Um die spezifischen Wesensarten von Menschen im üblichen Alltagsverständnis zu erkennen und auch zu verstehen, braucht es m.E. keine besondere psychologisch-wissenschaftliche Ausbildung, namentlich um etwa den Typ des Cholerikers oder des Phlegmatikers festzustellen und diese zu unterscheiden.
Dabei ist im gegenseitigen Umgang schon von Bedeutung, das jeweilige Charakterbild in Betracht zu ziehen. Welchen Sinn hätte es denn, mit einem cholerisch veranlagten Menschen über Themen zu diskutieren, die ihn mit hoher Wahrscheinlichkeit „auf die Palme bringen“ oder den Phlegmatiker um jeden Preis „hinter dem Ofen“ hervor locken zu wollen. Es geht offensichtlich um unterschiedliche Temperamente und so hat sich denn wohl gemäß der Temperamentenlehre des Hippokrates eine ganze „Wissenschaft“ entwickelt, um die individuellen Persönlichkeitsmerkmale zu beschreiben und zu kategorisieren.
Historisch gesehen, erscheint es nicht verwunderlich, dass man diese Wesensmerkmale nicht nur mit individuell körperlichen, sondern auch mit sonstig irdischen, wie außerirdischen Bedingtheiten verbunden hat; Nicht zuletzt seit alters her mit Astrologie, die heute als Pseudowissenschaft (im Sinne eben nicht streng empirisch wiederholbarer Nachweisbarkeit) gewertet wird, vom Ursprung her jedoch als Protowissenschaft gelten muss.
Wir hatten vor langer Zeit hier in philweb darüber geschrieben und ich hatte mich auf C.G. Jung berufen, dessen diesbezügliches Argument mir sehr eingängig ist:
Astrologie sei eine Kategorisierung, wie man diese auch beim Wein vornehmen kann, nämlich den nicht zu leugnenden qualitativen Unterschied seiner Herkunft; Offenkundig ist ein an der Aar wachsender Wein, deutlich von dem an der Mosel wachsenden unterschieden, ebenso wie im Winter geborene Menschen sich von Sommerkindern hinsichtlich dieses Kriteriums unterscheiden.

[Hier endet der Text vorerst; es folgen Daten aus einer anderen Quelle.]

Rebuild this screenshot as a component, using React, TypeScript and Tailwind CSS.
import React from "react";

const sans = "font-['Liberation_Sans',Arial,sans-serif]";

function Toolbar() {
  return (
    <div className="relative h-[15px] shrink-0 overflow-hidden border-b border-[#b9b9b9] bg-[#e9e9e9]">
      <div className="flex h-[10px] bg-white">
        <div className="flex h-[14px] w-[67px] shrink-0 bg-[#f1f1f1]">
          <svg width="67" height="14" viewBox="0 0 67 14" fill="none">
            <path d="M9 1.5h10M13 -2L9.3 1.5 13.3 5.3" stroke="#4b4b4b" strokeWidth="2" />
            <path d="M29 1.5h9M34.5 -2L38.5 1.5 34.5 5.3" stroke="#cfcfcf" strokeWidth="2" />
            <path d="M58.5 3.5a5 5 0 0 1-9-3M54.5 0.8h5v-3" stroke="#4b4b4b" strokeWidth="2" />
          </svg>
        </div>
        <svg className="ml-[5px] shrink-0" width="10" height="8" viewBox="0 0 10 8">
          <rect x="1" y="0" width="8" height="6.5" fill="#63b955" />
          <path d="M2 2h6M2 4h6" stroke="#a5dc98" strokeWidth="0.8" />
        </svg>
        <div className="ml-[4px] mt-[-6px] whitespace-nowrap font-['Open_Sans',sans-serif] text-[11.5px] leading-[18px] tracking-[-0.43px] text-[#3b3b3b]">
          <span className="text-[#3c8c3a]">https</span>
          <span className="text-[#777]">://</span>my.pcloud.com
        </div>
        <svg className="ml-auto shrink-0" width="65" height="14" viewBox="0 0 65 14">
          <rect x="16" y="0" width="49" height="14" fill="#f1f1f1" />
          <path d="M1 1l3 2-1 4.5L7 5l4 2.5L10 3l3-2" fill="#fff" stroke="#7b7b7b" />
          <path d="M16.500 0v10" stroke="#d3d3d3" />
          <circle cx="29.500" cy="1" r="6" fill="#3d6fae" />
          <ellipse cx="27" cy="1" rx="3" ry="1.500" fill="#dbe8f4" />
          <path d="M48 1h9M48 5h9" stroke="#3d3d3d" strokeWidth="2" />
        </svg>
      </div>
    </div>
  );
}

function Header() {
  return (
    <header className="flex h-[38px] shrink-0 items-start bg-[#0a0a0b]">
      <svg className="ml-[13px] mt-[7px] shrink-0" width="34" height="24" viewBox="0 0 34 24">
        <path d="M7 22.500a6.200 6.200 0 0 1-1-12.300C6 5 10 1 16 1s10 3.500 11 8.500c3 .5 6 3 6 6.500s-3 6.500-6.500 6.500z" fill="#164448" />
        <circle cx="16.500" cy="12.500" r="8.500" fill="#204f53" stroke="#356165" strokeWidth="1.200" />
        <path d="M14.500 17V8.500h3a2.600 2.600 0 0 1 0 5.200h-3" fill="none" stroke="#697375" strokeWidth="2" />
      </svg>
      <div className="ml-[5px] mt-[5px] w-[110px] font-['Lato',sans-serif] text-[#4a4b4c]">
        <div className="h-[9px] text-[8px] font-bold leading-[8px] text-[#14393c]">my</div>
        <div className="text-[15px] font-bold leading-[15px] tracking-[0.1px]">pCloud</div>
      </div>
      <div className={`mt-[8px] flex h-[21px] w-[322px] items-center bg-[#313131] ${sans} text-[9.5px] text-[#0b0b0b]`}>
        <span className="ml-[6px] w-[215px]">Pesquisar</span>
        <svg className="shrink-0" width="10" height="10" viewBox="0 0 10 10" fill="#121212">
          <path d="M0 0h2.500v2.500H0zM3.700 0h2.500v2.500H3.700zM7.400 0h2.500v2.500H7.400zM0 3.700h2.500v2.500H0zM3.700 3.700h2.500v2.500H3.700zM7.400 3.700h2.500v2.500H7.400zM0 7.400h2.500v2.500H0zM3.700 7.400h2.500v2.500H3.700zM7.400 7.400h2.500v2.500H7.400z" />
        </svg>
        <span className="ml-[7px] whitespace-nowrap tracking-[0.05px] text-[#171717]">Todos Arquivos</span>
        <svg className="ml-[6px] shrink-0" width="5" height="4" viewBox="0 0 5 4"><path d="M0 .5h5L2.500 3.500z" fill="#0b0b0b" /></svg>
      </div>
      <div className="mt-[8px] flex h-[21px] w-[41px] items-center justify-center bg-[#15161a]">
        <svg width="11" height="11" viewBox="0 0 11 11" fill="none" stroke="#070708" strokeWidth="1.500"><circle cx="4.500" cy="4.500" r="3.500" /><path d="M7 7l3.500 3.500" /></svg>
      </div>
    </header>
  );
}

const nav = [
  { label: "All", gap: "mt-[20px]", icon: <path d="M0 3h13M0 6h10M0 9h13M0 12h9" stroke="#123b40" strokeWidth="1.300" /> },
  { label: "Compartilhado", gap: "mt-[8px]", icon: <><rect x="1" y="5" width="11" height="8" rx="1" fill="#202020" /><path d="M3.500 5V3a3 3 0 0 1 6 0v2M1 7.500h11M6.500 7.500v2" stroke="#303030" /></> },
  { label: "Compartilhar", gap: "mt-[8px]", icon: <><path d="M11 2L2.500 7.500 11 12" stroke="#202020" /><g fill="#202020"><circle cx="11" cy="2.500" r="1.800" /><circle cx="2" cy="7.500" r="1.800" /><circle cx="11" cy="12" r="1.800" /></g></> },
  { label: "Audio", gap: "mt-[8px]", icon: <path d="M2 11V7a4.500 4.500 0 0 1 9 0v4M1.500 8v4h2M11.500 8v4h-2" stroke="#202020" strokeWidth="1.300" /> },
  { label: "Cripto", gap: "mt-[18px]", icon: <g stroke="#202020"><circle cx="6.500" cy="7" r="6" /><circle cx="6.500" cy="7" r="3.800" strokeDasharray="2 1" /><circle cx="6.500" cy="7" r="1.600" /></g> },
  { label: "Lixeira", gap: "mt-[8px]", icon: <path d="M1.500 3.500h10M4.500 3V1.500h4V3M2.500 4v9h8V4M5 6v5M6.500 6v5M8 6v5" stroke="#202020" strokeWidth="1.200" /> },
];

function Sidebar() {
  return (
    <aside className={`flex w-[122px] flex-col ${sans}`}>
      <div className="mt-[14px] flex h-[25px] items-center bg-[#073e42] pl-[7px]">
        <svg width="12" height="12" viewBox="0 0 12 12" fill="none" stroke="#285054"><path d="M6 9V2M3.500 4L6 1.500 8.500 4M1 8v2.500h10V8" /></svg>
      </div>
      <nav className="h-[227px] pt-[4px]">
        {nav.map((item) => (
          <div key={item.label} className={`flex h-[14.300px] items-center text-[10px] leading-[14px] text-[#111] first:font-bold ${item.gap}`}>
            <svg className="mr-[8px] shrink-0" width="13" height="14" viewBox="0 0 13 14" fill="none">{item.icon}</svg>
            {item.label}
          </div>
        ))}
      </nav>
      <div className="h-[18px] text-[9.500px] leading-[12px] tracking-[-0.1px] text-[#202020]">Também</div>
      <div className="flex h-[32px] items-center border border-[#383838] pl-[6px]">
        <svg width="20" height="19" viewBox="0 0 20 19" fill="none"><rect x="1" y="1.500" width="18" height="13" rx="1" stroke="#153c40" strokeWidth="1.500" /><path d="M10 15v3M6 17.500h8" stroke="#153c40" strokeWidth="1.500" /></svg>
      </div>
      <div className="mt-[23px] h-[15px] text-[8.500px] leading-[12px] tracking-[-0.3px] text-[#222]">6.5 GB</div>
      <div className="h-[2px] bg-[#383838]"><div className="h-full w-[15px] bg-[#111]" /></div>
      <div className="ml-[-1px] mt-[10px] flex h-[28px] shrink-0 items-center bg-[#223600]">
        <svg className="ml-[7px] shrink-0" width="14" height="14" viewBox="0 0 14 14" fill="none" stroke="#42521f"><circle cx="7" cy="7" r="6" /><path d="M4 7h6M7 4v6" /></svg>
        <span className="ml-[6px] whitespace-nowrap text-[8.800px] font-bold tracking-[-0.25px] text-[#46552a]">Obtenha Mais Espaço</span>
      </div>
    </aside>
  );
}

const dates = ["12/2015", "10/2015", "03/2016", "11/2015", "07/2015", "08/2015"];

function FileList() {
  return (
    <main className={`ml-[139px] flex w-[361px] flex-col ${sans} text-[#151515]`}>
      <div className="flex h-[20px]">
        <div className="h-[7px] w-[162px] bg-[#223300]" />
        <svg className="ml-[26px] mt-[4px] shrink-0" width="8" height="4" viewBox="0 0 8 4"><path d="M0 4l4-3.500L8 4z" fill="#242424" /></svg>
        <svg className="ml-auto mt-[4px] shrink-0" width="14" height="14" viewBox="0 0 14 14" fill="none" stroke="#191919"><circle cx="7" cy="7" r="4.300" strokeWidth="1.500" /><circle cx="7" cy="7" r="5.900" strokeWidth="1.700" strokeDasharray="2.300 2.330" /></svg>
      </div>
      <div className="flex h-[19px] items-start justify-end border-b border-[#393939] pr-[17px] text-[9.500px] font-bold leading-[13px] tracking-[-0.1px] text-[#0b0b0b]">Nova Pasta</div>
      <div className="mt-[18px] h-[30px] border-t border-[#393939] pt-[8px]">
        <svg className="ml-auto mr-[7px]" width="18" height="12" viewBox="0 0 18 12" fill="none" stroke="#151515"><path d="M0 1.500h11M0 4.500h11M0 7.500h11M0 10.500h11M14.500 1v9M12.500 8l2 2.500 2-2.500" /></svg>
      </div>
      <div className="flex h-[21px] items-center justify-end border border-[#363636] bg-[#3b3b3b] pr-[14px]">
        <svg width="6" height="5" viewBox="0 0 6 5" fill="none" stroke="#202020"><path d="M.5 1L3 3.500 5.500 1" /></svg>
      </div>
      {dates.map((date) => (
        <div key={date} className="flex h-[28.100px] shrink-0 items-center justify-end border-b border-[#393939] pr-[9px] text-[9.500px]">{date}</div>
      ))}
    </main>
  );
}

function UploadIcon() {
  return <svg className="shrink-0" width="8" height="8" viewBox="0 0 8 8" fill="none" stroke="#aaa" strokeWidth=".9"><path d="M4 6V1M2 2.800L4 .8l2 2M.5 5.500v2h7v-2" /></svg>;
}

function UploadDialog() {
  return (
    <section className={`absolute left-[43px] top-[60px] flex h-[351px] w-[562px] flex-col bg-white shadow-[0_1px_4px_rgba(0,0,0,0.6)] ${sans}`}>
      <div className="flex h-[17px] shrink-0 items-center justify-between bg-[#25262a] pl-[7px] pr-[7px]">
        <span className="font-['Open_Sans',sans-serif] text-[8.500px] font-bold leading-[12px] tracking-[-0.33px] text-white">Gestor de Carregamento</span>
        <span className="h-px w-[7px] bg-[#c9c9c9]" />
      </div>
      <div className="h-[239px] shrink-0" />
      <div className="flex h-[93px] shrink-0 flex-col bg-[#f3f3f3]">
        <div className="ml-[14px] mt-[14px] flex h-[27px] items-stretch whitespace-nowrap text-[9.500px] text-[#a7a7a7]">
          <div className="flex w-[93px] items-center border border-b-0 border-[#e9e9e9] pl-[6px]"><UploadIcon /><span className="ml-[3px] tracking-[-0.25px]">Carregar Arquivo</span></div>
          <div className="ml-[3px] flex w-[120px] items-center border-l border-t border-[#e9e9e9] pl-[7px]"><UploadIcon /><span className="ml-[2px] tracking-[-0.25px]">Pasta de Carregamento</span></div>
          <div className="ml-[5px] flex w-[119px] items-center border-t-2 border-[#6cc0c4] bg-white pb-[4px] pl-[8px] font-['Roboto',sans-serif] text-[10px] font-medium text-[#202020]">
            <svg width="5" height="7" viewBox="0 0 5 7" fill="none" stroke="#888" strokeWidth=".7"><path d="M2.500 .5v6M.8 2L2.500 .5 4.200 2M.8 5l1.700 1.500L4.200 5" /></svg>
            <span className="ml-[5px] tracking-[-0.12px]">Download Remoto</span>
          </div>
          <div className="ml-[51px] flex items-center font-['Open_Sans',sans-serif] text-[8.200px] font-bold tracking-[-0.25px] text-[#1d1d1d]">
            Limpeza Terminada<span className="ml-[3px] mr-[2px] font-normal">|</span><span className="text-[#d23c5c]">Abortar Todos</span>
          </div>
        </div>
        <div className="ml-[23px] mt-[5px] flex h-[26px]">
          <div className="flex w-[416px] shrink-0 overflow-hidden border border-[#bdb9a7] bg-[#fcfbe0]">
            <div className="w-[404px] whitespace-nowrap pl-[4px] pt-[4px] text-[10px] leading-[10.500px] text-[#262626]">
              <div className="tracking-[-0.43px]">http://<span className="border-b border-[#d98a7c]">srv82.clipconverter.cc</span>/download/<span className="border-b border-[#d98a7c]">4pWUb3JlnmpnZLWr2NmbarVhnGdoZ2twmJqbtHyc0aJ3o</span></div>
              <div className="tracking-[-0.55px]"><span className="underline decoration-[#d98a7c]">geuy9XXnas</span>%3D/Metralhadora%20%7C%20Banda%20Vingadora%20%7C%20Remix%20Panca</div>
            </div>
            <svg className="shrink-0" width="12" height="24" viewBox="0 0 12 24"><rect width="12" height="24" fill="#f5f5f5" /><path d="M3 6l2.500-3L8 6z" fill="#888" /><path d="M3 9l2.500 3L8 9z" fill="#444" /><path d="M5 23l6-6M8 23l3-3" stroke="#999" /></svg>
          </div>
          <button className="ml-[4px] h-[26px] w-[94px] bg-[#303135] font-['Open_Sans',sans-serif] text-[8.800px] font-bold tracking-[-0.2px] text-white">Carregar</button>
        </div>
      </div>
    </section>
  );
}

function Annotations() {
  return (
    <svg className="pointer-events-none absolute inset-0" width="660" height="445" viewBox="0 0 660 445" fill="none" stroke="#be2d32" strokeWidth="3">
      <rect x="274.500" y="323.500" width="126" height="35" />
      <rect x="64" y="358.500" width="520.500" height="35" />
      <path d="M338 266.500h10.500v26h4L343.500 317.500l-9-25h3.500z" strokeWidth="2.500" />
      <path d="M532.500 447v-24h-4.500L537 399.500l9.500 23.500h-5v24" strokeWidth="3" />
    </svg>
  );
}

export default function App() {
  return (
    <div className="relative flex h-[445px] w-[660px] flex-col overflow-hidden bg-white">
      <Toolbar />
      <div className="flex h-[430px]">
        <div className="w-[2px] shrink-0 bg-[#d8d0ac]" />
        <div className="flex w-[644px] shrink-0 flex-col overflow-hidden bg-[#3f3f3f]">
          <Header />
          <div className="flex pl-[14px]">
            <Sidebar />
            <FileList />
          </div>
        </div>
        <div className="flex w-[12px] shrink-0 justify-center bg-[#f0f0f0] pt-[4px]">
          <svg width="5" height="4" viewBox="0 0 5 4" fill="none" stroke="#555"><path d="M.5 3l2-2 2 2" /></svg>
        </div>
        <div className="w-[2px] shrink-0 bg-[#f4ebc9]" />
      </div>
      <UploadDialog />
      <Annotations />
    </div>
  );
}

Noch deutlicher zeigen sich Unterschiede zwischen im Norden und im Süden Europas geborene und aufwachsende Menschen.
So haben also Zeitpunkt und Ort der Geburt durchaus Einfluss auf das Wesen von Menschen, wie eben auch deren Sozialisierung im jeweilig charakteristischen Umfeld.

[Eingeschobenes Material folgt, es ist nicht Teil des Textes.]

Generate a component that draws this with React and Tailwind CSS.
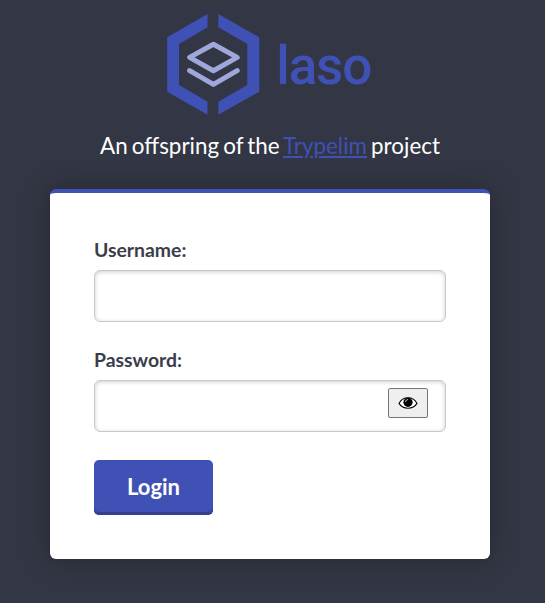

Es sind daher die unterschiedlichen Wesensmerkmale von Menschen ebenso unabdingbar wie gesellschaftlich notwendig, da es unmöglich ist, dass sich eine Gesellschaft aus Menschen exakt gleicher Charaktere aufrecht erhalten könnte.
Und somit muss eine Gesellschaft jene Menschen aushalten, die sich - aus welchen Gründen immer - selbst nicht ausstehen können und ihre ureigensten Konflikte unweigerlich auch in die Gemeinschaft ausbringen. Ein gesellschaftliches Kollektiv ist in jedem Fall besser mit jenen Menschen aufgestellt, die für sich selbst „locker drauf sind“ und dieses Lebensgefühl auch ihrem gesellschaftlichen Umfeld vermitteln, auch wenn sie bisweilen als selbstverliebt oder selbstbezogen nicht dem Idealbild einer Gemeinschaft entsprechen. Ich denke, dass solche Charaktere eher gesellschaftlich akzeptiert werden, als Menschen, die mangels Selbstwertgefühl fortwährend in ein offensichtliches Rollenspiel verfallen.
Unbenommen dieser Darlegung wird jedoch kaum ein Mensch von sich sagen können, dass er zu jeder Zeit den benannten Psychologismen entkommen könnte, denn sie gehören ganz offensichtlich und unausweichlich zum Repertoire phylogenetisch übernommener Verhaltensmuster.